Bate’s main conclusion:
“As sites of memory, photographic images (whether digital or analogue) offer not a view on history but, as mnemonic devices, are perceptual phenomena upon which a historical representation may be constructed. Social memory is interfered with by photography precisely because of its affective and subjective status…in terms of history and memory, photographs demand analysis rather than hypnotic reverie’
My additional conclusions (as I agree broadly with Bate):
we have to think carefully about:
- why did the photographer frame this particular image? (photographer’s aims? aims of the commissioning agency? what preconceptions about history and society do each bring to this?)
- whose perspective does the image represent? what other perspectives are possible? is one more valid than others? by what criteria? who decides?
- how reliable are our understanding and reactions to photographs? how is this influenced by the techniques used by the photographer to guide our interpretation? by our own preconceptions, memories, recent experiences and current mood? does this matter? or do we accept multiple interpretations all of which we can learn from?
These questions could hold equally for any media.

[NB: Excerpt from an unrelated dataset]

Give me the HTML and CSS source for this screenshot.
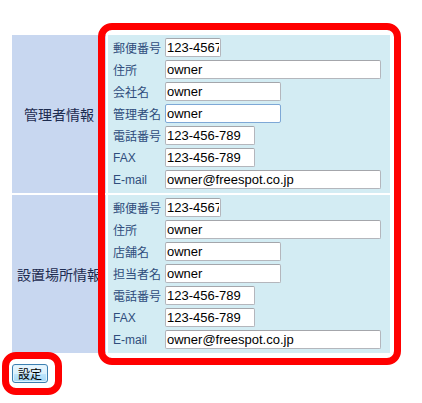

With photography, because they portray one specific slice in time, this slice has to be either very carefully thought through in its taking, selection and/or editing or one image has to be carefully contextualised in a narrative together with other photographs or media.
Sources for further consideration:
Barthes, Roland. Camera Lucida. New York: Hill, 1981.
———. La Chamber claire: note sur la photographie. Paris: Gallimard Seuil, 1980.
“Film and Popular Memory.” 1974. Reprinted in Michel Foucault, Foucault Live. New York: Semiotext(e), 1989.
“Childhood Memories and Screen Memories.” 1901. The Psychopathology of Everyday Life. Harmondsworth: Penguin. 1980, 83–93.
“Civilization and its Discontents.” 1930. Civilization, Society and Religion. Pelican Freud, vol. 12. Harmondsworth: Penguin, 1989. 243–340.
“The ‘Mystic Writing-pad.’” 1925. On Metapsychology: The Theory of Psychoanalysis. Pelican Freud, vol. 11. Harmondsworth: Penguin, 1984. 427–433.
Whitehead, Anne. Memory. Oxford: Routledge, 2009.
Yates, Frances A. The Art of Memory. London: Pimlico, 2001.